Beware, techie ranting ahead.
I have learned one important lesson over the last three weeks: Never, ever work with hardware.
We have this board - I shan’t say exactly what it does for obvious reasons, but suffice to say that it generates signals and sends them, and sometimes receives signals and processes them. And, three weeks ago, it started crashing. Randomly. Sometimes after a few seconds, sometimes after a few hours, but it would always crash. Yeah, that kind of bug. Also, the development environment features what I will call “quantum breakpoints”. These are just like normal breakpoints, where you can stop your code at some point and examine the state of variables, only they change things in tiny imperceptible ways, and usually when you start the program again from a certain breakpoint it just won’t work.
So, I wrote most of the code for the main signal-processing chip on this board, so I got to try and sort this bug out. Thanks to the lovely combo above, it took me about a week to narrow down the bug to a certain bit of processing code. To make matters even harder, it turns out that this is not a bit of code that I wrote. So I call in the guy who wrote that code, and we spend nearly another week tracing through his code. By this point we’ve also discovered that there are several different ways in which the crash happens, in some of which the chip’s Program Counter is not even pointing at a memory location that even exists, let alone actual code.
We start wondering if it’s a memory addressing issue, so we write all kinds of test programs, all of which work flawlessly. So we call in the FPGA guy, whose chip also accesses the same memory, and he has at the problem for several days, also getting nowhere. With all of us plus electronics guys and other people who have used the same chips before, we’ve now got half the project team sitting in a lab flailing wildly at what most be the most obscure software bug in the world.
Until someone checks the power line to the chip. And it’s about 10 milliVolts too low. Ten milliVolts! Turns out the signal processing function that made it crash didn’t have any software bugs at all. It just happened to tax the processor quite a bit, so it drew more current, so the voltage dropped a tiny bit - not enough to stop the processor, but just enough to make it corrupt its own internal memory and crash horribly.

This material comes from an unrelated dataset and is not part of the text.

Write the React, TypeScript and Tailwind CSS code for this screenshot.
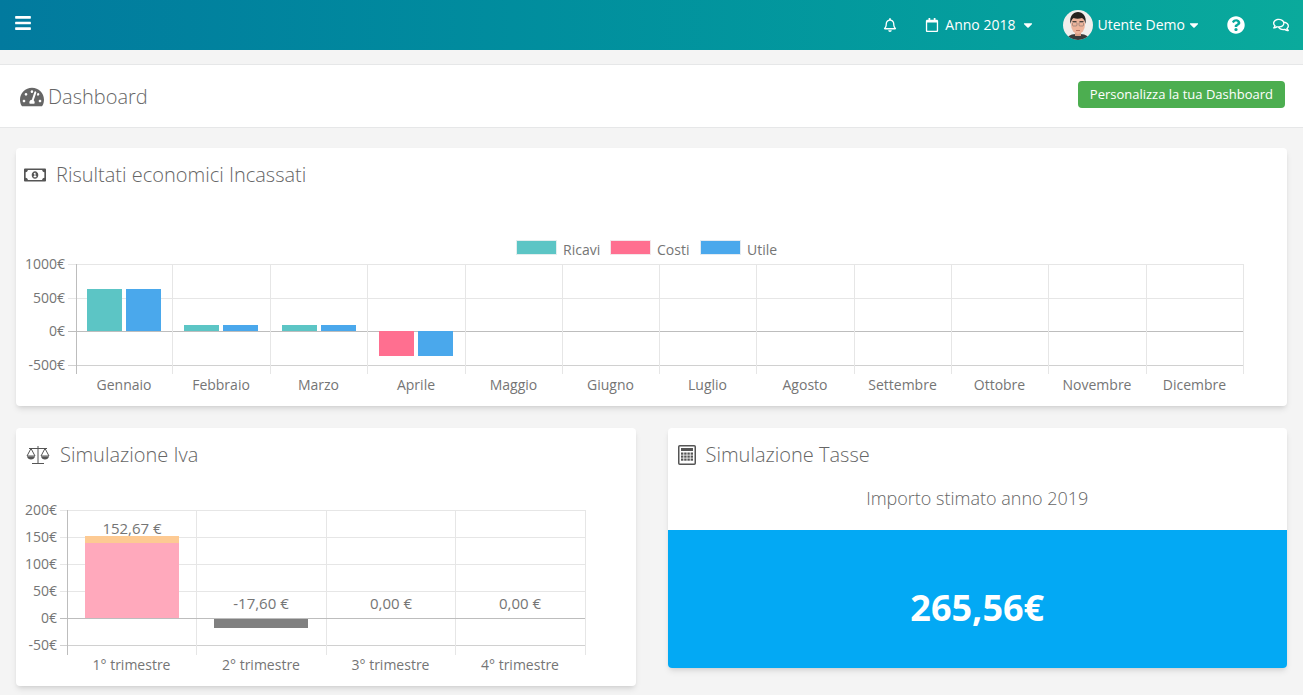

THREE BLOODY WEEKS chasing a software bug and… the voltage supply to the chip is slightly too low.
So, er…. ARGHARGH PROPRIETARY HARDWARE. From now on I’m only dealing with things with x86 chips in them, and operating systems. In fact, even OS-native code can go hang. Virtual machines. No, wait, fuck it, interpreted code. Is there a language where I can run interpreted code in a virtual machine? I have the sudden urge to stay as far away from hardware as possible.